▼▼▼
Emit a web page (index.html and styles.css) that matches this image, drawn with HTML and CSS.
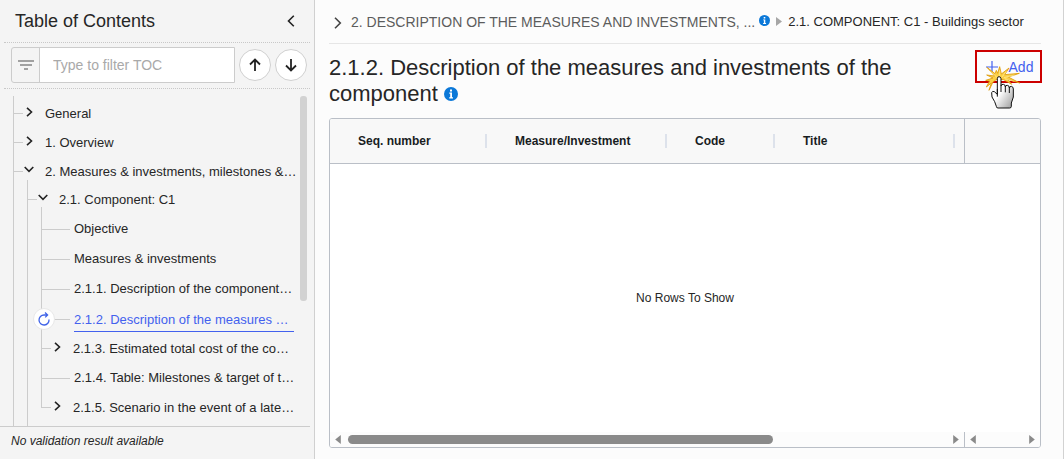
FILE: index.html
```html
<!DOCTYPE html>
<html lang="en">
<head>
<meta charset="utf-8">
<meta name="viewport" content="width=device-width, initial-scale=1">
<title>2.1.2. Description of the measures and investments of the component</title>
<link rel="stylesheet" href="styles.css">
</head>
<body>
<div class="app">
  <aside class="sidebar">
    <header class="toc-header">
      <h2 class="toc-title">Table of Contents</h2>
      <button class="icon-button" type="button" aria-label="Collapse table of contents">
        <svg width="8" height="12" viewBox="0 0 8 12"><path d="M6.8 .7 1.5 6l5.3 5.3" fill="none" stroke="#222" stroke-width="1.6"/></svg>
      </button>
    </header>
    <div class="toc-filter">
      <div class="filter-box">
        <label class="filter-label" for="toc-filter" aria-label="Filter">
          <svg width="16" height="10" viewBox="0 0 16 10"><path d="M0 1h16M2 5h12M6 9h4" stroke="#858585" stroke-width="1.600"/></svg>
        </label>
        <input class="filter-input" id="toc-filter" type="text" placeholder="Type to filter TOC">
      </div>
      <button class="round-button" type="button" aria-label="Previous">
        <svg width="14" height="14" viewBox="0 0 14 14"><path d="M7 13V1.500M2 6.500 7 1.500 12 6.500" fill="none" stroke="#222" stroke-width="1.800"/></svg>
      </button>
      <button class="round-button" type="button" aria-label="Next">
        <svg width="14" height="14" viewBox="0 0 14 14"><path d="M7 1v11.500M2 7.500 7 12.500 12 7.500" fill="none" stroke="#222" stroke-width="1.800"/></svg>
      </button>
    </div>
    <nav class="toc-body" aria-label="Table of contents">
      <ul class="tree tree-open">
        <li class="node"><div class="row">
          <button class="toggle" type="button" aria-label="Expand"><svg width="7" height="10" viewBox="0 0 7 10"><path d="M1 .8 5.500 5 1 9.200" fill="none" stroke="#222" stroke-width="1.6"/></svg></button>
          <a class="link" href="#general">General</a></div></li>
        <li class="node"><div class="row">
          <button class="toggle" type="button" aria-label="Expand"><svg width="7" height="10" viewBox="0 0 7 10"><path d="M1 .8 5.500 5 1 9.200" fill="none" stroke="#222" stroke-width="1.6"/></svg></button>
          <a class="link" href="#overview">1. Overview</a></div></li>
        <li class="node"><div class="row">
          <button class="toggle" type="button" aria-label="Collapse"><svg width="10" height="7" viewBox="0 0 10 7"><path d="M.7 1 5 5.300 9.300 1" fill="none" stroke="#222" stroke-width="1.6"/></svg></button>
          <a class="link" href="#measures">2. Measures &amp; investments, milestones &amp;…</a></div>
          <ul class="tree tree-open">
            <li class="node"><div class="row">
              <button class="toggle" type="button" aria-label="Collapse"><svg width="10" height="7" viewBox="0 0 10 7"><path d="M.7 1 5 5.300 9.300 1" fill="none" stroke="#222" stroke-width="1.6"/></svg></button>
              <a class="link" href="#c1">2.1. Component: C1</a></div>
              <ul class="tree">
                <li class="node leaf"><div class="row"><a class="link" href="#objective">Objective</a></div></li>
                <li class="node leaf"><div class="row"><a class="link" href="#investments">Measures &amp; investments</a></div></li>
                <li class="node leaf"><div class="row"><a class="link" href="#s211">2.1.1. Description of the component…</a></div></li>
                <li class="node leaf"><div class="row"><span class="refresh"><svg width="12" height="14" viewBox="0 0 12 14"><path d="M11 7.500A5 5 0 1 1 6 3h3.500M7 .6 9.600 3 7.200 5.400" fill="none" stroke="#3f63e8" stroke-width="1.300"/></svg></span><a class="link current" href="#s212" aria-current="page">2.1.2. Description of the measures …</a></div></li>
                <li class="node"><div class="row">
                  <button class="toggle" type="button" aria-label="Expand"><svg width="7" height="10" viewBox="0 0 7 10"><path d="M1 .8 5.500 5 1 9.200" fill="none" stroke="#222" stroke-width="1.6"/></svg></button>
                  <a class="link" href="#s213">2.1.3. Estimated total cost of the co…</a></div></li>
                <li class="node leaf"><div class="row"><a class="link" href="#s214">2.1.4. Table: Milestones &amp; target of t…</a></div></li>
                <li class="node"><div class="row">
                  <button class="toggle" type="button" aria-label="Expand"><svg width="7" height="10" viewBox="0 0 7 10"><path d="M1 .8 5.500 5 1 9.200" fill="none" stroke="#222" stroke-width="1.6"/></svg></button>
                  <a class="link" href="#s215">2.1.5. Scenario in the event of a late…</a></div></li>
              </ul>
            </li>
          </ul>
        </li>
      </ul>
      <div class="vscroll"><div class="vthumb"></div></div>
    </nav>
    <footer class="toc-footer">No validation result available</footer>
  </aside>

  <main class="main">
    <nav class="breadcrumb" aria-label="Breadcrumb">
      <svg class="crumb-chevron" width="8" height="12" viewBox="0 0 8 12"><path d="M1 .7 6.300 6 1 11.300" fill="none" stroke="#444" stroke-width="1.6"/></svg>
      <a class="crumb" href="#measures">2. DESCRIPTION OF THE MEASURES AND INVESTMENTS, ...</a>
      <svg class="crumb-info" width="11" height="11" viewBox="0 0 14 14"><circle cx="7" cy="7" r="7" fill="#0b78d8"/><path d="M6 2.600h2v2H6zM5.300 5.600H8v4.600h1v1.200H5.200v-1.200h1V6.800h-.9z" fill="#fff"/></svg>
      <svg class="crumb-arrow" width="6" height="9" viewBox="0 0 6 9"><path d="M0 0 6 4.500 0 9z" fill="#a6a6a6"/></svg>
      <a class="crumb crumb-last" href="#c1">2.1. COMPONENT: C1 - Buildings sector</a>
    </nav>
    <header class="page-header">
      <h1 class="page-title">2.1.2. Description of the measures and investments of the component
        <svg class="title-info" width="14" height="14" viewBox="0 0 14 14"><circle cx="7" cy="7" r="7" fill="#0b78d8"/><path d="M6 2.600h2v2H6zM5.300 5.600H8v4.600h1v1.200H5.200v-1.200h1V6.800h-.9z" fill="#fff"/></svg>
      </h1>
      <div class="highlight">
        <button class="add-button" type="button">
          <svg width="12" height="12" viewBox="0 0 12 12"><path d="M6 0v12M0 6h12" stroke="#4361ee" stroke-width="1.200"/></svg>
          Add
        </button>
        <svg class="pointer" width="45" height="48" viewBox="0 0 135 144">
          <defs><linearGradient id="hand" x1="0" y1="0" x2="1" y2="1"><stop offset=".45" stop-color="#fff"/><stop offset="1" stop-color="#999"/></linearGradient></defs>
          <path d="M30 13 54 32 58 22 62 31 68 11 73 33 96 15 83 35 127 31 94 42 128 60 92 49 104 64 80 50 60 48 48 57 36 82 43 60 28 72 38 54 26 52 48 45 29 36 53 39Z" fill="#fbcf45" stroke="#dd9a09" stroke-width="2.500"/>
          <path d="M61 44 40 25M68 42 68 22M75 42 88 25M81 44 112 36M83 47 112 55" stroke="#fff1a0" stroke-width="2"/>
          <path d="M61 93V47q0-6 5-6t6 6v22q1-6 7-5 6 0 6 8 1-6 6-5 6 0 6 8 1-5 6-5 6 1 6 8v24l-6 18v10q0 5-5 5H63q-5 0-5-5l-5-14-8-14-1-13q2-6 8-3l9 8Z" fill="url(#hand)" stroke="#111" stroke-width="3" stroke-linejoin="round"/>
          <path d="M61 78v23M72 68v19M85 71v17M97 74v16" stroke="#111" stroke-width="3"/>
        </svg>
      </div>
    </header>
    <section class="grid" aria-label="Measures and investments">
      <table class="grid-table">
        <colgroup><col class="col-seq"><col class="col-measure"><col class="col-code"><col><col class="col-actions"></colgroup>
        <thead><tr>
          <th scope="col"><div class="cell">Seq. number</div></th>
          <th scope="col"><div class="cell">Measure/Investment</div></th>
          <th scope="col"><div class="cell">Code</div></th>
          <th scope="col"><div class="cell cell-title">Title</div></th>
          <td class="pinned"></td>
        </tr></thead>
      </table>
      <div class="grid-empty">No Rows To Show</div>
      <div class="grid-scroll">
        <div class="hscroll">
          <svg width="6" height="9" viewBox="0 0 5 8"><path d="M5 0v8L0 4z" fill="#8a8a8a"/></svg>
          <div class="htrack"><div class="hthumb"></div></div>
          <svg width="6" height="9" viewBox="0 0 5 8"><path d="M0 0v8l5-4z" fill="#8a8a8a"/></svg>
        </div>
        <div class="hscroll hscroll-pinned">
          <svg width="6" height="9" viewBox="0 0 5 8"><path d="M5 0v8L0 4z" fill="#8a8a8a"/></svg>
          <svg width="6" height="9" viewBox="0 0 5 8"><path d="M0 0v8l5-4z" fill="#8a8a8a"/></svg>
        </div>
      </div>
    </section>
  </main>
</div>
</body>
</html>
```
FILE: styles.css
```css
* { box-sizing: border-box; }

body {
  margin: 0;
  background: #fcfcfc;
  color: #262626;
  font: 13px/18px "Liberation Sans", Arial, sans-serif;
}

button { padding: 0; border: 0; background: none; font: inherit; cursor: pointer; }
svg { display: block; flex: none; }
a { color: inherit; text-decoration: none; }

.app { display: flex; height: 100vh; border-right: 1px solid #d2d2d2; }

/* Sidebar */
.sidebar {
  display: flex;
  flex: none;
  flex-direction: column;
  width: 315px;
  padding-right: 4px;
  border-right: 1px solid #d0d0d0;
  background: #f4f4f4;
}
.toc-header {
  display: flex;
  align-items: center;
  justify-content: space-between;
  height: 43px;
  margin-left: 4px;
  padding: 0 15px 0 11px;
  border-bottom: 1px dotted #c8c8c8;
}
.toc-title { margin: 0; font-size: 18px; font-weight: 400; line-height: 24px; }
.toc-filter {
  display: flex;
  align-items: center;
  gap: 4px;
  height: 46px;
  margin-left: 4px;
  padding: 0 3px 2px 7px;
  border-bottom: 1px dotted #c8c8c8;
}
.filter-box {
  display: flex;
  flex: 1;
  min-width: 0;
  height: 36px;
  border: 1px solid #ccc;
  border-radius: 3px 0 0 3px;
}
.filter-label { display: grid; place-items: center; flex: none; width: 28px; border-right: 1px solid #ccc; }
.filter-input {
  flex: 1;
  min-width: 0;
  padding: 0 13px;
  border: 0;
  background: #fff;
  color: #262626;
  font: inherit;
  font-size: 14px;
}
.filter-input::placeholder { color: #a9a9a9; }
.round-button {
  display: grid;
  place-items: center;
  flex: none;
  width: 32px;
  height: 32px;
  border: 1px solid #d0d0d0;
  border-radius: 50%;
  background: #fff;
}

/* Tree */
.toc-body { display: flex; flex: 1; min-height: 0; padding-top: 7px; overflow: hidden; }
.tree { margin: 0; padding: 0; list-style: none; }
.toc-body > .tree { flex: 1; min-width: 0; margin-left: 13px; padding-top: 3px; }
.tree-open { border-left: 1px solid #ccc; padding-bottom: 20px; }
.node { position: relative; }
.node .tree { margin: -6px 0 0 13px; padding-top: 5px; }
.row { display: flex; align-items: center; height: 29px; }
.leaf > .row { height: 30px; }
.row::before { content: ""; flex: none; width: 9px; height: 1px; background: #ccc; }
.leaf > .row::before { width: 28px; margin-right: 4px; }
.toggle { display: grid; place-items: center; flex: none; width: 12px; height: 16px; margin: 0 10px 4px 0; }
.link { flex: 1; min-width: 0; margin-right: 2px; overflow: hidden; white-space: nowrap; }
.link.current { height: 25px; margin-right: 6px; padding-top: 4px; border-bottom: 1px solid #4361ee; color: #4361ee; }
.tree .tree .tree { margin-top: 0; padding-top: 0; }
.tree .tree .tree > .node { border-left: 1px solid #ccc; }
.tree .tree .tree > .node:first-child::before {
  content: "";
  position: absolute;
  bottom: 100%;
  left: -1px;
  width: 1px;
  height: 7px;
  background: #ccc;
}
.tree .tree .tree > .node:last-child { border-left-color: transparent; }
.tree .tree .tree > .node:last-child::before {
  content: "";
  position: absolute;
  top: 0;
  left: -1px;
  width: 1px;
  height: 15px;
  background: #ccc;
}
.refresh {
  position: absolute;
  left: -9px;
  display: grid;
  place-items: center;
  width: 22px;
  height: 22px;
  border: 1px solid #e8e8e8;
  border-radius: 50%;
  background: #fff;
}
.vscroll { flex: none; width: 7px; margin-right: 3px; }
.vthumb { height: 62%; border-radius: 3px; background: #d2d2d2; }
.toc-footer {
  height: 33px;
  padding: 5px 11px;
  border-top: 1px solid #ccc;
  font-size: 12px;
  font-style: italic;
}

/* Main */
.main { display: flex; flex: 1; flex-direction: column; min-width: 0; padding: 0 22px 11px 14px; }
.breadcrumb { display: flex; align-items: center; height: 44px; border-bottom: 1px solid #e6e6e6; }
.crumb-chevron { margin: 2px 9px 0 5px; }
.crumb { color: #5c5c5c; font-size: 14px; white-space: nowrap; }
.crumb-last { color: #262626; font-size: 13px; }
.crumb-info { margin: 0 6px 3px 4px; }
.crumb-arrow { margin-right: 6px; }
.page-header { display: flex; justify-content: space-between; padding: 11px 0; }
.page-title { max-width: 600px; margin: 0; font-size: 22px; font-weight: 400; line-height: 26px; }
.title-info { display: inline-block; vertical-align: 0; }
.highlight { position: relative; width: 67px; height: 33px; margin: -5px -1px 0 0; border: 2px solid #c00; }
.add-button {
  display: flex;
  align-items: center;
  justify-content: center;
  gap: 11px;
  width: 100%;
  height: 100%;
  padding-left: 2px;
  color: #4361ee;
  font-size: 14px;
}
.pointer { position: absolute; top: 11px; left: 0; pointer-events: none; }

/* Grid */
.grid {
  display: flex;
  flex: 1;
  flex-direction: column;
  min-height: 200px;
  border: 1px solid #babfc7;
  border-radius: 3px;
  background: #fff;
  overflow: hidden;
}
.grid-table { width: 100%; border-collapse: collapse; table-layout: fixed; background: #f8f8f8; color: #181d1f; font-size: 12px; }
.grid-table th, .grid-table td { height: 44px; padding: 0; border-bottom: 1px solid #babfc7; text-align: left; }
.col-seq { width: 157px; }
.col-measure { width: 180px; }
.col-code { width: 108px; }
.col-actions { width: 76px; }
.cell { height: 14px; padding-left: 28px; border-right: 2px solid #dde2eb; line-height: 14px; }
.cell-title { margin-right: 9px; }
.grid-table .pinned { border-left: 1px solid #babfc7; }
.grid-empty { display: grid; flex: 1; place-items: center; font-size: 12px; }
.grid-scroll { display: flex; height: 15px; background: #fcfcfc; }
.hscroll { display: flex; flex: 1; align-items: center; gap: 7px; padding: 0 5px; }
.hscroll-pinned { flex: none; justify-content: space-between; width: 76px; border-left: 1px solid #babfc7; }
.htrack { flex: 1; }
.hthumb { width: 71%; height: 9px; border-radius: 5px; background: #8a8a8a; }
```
▲▲▲
What the task requires -> Copy each line from the data above that includes "styles".

Result for this exercise ->
Emit a web page (index.html and styles.css) that matches this image, drawn with HTML and CSS.
<link rel="stylesheet" href="styles.css">
FILE: styles.css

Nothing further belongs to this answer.